## Recorded information

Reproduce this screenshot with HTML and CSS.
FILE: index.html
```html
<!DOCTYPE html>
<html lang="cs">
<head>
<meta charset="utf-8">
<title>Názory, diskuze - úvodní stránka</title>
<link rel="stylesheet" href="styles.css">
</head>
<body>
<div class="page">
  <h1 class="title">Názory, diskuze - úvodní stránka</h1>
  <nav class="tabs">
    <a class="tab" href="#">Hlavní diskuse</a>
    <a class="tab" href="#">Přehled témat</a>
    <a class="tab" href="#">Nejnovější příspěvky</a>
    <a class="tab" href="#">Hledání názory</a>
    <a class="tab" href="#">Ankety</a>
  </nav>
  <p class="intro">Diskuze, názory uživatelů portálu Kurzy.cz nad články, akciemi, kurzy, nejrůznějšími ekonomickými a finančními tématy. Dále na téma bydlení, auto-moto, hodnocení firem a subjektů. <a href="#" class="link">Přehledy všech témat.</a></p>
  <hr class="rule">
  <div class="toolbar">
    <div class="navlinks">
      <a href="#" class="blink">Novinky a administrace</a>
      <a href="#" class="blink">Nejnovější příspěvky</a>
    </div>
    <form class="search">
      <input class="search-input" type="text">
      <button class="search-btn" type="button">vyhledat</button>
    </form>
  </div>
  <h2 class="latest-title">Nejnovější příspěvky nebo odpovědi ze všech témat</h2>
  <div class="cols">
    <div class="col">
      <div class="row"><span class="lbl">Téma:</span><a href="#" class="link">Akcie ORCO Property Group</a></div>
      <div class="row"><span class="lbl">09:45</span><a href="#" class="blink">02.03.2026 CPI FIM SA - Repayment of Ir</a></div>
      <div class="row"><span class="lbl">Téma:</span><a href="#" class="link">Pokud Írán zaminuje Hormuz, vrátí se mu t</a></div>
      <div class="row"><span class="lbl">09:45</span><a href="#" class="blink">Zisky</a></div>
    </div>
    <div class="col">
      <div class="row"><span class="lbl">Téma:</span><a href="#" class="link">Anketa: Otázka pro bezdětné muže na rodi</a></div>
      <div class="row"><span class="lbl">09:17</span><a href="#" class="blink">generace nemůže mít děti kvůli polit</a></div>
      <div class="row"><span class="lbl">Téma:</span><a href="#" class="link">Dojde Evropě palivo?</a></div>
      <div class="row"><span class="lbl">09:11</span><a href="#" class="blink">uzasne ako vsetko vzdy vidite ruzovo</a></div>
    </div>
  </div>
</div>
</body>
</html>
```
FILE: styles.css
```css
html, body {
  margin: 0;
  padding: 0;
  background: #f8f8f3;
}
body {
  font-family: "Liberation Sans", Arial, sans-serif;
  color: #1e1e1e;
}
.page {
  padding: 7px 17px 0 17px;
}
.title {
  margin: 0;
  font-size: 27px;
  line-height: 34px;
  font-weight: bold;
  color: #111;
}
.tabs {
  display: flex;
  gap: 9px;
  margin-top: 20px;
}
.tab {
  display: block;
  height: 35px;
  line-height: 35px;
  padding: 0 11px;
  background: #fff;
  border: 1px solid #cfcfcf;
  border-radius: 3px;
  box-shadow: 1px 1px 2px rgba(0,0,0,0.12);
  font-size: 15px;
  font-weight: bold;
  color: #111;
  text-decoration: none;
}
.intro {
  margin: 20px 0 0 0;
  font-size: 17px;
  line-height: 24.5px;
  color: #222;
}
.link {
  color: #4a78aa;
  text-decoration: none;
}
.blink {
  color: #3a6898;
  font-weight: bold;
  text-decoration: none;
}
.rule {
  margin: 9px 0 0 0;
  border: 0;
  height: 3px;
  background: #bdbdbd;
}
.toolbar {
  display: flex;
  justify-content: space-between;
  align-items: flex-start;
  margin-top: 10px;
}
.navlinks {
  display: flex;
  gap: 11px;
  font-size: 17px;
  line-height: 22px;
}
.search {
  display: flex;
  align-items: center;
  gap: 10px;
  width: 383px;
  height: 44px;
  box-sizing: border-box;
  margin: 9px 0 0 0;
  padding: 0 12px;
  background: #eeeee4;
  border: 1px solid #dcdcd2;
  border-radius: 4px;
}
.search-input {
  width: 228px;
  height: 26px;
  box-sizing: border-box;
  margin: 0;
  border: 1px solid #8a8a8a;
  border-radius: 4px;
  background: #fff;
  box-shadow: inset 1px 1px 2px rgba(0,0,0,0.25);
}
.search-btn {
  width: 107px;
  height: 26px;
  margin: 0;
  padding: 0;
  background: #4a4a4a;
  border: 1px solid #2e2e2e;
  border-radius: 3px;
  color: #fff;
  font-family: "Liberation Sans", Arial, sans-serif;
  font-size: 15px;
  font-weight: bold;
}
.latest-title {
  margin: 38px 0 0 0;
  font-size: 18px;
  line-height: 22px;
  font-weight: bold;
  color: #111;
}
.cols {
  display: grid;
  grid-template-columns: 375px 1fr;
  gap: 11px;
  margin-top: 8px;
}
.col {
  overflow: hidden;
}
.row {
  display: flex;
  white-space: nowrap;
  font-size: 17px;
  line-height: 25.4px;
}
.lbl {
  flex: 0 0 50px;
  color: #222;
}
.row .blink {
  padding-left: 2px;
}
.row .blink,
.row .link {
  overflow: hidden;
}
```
---
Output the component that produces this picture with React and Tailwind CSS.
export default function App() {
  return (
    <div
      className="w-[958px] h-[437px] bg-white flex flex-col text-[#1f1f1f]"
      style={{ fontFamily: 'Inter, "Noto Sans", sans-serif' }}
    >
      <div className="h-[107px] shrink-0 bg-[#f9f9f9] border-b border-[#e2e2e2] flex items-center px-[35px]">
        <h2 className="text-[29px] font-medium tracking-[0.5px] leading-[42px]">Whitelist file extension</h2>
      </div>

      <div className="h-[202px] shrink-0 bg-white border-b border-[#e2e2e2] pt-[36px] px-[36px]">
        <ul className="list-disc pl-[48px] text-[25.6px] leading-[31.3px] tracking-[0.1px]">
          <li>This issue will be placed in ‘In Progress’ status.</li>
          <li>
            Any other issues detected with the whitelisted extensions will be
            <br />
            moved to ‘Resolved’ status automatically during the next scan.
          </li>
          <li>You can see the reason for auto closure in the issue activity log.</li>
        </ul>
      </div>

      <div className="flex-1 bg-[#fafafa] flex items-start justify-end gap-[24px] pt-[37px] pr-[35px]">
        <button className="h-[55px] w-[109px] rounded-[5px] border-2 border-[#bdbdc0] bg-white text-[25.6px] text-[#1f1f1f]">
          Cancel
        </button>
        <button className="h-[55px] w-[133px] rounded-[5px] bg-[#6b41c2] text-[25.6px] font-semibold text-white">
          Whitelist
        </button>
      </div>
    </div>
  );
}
==
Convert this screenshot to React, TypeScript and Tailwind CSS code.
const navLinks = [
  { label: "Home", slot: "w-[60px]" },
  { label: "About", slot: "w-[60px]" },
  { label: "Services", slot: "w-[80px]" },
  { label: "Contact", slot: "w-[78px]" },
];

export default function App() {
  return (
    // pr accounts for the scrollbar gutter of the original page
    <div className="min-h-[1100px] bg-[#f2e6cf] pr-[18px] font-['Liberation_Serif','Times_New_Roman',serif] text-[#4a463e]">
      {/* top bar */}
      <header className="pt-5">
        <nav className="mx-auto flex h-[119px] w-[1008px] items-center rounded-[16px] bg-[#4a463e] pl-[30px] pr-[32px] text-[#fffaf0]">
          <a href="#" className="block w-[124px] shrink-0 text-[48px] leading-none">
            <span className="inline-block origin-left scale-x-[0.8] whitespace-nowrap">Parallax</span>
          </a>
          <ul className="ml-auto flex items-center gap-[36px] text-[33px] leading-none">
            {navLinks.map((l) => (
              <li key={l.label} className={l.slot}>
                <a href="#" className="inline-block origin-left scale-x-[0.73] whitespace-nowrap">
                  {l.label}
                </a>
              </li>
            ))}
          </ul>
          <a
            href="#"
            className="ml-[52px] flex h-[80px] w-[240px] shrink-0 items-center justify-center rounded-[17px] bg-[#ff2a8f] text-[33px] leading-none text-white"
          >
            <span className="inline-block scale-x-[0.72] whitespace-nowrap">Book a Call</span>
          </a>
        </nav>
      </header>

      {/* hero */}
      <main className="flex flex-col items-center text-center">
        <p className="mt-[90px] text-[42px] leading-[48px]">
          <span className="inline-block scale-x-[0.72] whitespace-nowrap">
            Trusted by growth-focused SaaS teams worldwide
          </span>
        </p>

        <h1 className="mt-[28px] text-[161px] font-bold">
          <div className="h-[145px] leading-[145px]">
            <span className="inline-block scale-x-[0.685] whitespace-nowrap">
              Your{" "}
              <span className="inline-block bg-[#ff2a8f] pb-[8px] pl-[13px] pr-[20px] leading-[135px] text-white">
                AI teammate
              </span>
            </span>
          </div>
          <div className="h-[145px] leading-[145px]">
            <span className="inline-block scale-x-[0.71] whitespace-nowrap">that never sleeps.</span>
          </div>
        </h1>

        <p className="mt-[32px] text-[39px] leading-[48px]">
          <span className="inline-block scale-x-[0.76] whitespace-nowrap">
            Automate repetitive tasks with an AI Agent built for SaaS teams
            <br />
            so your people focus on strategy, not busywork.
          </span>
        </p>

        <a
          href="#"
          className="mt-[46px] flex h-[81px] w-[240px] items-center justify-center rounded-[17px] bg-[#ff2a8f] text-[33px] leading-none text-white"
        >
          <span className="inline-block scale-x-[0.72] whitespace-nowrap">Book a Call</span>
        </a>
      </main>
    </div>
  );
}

## Challenge
How many lines of the data hold the string "React"? Reply with the number alone.

## Exercise output
2